Exercise goal »
Repeat the records below exactly, from the first line through the line containing "string; icon: React.ReactNode", and leave out any pictures.

Source material »
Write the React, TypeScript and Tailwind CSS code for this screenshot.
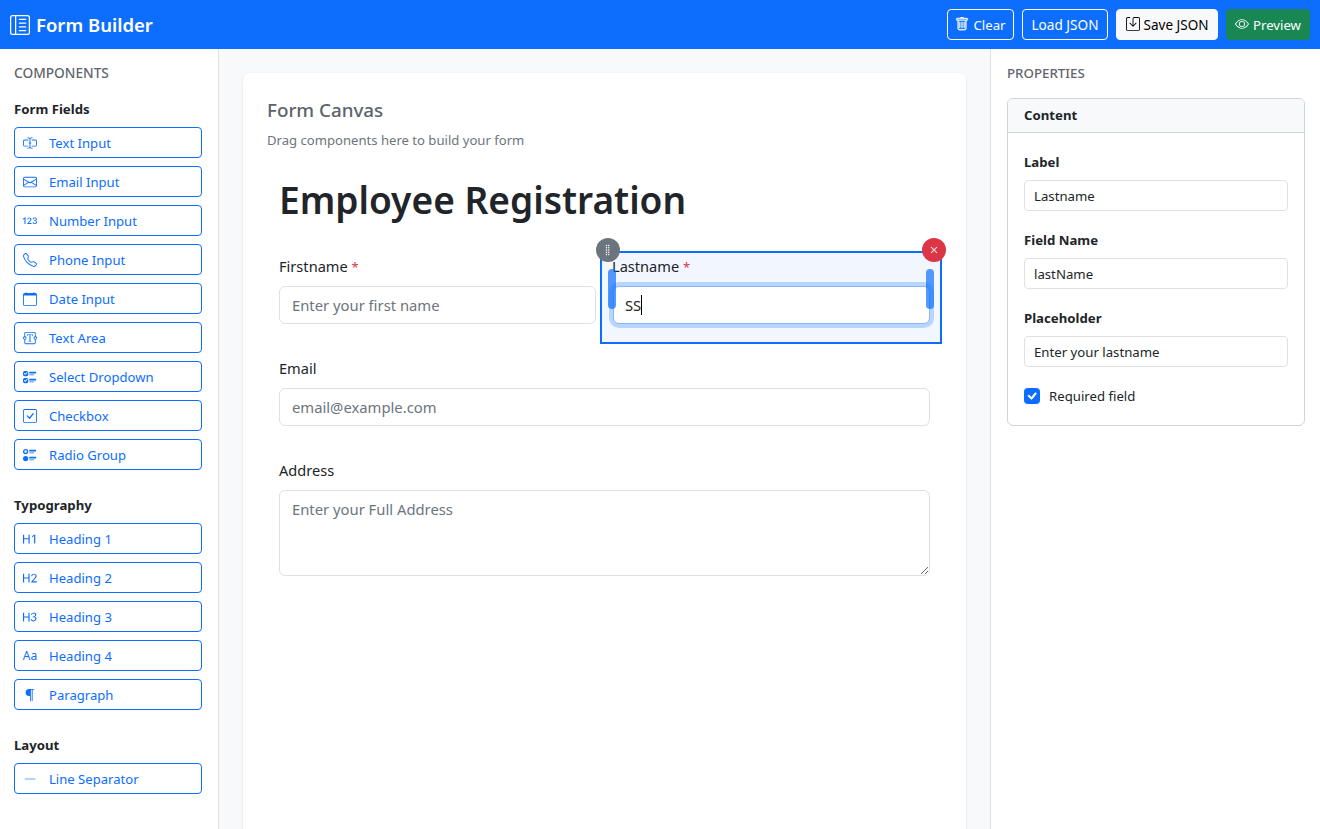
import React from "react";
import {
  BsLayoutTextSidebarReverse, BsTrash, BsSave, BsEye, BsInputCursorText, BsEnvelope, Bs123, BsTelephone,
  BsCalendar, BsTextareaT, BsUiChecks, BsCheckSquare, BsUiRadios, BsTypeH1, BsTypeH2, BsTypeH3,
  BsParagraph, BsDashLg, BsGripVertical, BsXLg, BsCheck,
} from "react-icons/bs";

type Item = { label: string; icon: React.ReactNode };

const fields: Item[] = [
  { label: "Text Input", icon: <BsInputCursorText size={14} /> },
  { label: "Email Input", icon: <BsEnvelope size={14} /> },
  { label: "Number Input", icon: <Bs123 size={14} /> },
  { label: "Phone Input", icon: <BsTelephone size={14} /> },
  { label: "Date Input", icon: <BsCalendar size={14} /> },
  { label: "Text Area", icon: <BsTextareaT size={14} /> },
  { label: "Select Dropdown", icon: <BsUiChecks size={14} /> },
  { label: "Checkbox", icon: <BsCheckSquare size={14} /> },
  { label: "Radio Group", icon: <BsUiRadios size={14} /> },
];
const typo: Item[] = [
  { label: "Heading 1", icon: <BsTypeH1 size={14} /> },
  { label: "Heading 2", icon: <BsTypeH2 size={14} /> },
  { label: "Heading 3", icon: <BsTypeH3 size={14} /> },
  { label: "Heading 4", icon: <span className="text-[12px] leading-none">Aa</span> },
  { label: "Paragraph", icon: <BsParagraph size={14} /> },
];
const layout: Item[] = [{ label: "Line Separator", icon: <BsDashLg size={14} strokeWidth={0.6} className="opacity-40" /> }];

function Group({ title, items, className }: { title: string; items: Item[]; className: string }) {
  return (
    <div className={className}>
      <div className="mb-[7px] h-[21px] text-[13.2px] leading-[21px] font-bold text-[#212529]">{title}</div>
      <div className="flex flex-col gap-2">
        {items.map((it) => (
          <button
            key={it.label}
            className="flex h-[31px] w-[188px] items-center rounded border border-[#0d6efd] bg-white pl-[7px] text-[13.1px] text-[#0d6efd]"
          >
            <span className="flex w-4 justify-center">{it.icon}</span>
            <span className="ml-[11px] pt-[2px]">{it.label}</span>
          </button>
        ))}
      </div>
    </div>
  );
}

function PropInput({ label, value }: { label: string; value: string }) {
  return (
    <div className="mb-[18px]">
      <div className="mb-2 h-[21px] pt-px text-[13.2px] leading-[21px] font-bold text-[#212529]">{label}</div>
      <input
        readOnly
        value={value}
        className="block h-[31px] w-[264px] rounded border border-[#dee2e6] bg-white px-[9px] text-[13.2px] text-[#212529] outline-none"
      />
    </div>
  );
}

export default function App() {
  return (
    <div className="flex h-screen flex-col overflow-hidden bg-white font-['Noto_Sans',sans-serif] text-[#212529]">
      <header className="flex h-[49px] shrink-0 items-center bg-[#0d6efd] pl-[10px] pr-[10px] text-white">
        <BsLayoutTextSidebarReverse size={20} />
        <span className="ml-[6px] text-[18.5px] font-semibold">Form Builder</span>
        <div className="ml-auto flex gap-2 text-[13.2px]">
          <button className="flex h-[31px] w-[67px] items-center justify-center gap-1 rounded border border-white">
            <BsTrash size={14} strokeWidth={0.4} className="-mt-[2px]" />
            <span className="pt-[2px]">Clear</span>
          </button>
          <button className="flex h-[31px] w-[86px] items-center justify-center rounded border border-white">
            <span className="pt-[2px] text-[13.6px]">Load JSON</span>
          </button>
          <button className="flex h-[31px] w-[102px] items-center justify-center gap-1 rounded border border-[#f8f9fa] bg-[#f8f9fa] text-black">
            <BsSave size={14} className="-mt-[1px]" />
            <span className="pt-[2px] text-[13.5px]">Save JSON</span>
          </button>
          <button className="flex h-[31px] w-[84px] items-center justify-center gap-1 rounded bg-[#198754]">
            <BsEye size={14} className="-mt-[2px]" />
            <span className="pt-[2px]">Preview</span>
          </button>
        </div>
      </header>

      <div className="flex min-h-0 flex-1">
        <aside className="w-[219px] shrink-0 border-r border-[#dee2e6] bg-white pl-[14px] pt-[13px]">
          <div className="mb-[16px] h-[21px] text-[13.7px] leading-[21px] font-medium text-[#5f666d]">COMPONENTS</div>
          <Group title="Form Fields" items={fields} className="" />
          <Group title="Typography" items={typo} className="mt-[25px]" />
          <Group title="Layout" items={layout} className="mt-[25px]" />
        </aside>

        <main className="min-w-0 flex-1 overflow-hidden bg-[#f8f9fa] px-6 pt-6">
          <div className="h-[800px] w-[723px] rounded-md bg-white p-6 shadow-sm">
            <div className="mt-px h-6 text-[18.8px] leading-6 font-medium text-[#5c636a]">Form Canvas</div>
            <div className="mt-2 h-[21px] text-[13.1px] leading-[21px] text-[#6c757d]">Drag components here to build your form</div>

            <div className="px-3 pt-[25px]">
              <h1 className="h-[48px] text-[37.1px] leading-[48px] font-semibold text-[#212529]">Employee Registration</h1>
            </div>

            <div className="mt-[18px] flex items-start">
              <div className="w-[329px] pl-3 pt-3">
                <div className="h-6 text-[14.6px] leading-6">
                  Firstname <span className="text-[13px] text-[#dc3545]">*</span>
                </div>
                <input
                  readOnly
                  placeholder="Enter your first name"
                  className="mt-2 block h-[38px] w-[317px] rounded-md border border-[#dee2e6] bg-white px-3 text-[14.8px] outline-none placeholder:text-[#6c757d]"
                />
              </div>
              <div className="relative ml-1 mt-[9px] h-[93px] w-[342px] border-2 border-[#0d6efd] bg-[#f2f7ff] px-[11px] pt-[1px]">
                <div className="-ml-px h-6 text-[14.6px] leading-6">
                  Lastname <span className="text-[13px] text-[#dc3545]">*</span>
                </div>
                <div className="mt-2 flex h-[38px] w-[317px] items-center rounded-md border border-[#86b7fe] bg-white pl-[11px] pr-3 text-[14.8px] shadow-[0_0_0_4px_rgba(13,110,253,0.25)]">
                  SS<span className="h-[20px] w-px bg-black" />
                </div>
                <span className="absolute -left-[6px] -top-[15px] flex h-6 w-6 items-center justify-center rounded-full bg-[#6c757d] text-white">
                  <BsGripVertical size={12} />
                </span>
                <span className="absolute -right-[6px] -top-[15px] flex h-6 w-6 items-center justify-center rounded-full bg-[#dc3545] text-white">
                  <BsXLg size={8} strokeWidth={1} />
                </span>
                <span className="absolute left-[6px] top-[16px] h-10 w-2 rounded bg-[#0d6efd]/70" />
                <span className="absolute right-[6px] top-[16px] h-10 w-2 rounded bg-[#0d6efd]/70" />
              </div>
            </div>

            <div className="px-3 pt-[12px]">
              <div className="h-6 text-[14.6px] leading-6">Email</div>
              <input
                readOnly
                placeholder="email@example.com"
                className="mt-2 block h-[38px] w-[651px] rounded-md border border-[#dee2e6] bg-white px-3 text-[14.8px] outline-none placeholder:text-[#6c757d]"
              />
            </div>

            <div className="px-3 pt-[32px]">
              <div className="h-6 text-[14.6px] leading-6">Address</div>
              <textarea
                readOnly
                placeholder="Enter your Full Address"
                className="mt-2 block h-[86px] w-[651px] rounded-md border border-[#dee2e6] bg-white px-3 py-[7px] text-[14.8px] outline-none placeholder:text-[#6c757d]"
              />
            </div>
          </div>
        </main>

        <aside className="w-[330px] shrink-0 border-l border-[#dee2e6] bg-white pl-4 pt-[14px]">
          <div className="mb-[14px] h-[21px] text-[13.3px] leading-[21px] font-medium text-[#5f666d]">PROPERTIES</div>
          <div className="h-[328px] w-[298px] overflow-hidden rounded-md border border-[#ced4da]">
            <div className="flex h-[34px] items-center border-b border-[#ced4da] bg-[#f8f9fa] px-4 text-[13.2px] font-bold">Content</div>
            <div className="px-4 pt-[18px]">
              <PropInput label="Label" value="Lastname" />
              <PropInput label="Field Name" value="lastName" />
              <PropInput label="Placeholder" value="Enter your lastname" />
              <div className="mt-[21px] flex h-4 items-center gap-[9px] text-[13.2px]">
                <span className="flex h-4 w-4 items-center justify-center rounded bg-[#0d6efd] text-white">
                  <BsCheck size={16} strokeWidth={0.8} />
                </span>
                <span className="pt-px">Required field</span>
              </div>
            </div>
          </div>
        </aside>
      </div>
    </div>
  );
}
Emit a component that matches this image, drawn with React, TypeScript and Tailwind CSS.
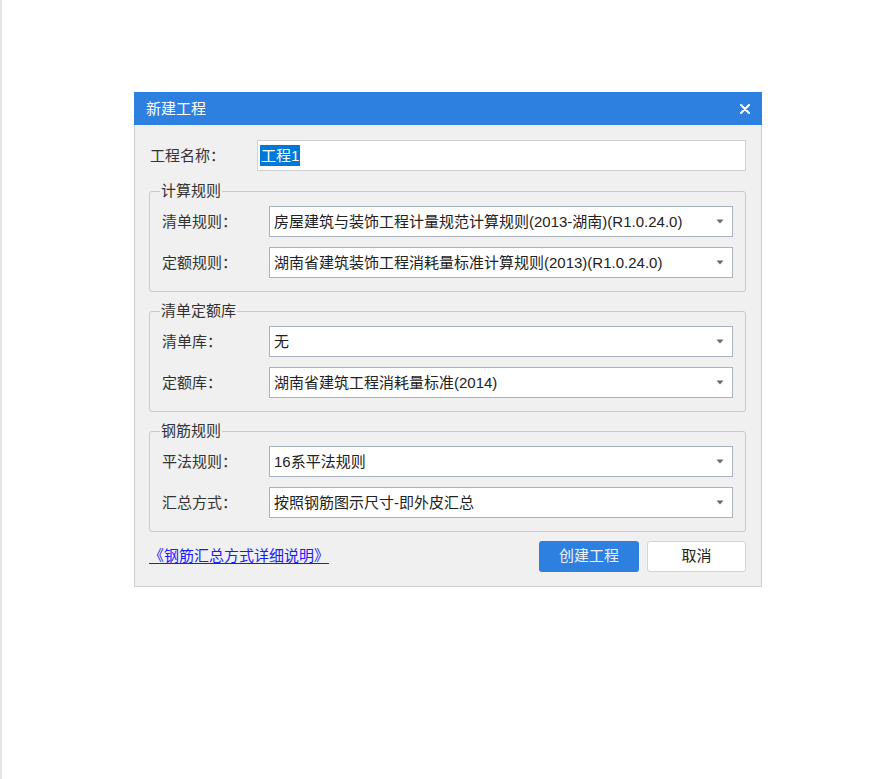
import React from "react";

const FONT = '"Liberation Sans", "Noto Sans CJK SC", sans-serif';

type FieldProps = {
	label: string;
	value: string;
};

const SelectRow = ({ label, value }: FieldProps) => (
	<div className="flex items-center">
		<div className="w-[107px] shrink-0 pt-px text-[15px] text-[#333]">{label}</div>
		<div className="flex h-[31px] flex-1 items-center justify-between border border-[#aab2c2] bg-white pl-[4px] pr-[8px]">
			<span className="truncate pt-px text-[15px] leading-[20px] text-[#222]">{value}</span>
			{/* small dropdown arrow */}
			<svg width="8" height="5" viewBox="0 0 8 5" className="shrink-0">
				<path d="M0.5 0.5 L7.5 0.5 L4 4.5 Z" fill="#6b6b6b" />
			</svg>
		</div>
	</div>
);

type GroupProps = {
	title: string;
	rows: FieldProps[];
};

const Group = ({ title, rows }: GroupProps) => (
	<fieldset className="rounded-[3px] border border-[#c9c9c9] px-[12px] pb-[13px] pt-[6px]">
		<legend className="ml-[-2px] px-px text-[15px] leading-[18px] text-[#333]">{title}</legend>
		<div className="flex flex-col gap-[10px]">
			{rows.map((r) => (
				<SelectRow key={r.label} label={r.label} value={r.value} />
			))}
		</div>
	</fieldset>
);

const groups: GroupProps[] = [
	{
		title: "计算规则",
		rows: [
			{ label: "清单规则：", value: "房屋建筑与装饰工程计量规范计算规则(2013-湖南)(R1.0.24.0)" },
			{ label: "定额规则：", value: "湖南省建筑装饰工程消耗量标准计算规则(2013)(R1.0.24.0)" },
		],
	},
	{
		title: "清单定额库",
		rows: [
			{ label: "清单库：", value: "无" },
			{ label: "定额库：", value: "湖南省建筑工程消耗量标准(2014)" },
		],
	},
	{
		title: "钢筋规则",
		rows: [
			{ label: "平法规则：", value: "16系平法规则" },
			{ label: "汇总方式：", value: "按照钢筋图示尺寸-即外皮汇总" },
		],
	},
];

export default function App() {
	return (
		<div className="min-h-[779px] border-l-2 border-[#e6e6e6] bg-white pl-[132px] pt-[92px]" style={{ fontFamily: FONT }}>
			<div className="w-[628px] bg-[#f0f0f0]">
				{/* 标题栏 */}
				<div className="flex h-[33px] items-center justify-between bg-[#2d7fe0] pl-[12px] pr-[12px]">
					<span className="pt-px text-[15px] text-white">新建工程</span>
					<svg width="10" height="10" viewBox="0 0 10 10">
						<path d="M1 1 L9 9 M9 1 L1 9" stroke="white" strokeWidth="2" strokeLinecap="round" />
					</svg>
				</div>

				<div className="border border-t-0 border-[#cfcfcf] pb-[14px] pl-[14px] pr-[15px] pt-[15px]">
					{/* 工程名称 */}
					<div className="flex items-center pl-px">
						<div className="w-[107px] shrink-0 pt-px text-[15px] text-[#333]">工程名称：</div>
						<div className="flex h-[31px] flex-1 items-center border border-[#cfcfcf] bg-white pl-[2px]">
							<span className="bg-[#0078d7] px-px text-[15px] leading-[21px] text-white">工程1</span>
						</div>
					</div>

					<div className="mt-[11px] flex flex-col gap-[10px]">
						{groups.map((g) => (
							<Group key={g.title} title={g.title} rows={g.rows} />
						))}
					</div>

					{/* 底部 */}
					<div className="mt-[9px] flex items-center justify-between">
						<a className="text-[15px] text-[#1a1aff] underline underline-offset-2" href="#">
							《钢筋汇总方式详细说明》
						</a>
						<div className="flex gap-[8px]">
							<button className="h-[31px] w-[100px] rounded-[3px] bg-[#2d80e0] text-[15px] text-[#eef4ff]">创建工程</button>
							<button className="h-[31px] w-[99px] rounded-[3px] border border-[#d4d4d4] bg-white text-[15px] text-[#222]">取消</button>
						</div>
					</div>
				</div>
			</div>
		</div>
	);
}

Answer to this exercise »
Write the React, TypeScript and Tailwind CSS code for this screenshot.
import React from "react";
import {
  BsLayoutTextSidebarReverse, BsTrash, BsSave, BsEye, BsInputCursorText, BsEnvelope, Bs123, BsTelephone,
  BsCalendar, BsTextareaT, BsUiChecks, BsCheckSquare, BsUiRadios, BsTypeH1, BsTypeH2, BsTypeH3,
  BsParagraph, BsDashLg, BsGripVertical, BsXLg, BsCheck,
} from "react-icons/bs";

type Item = { label: string; icon: React.ReactNode };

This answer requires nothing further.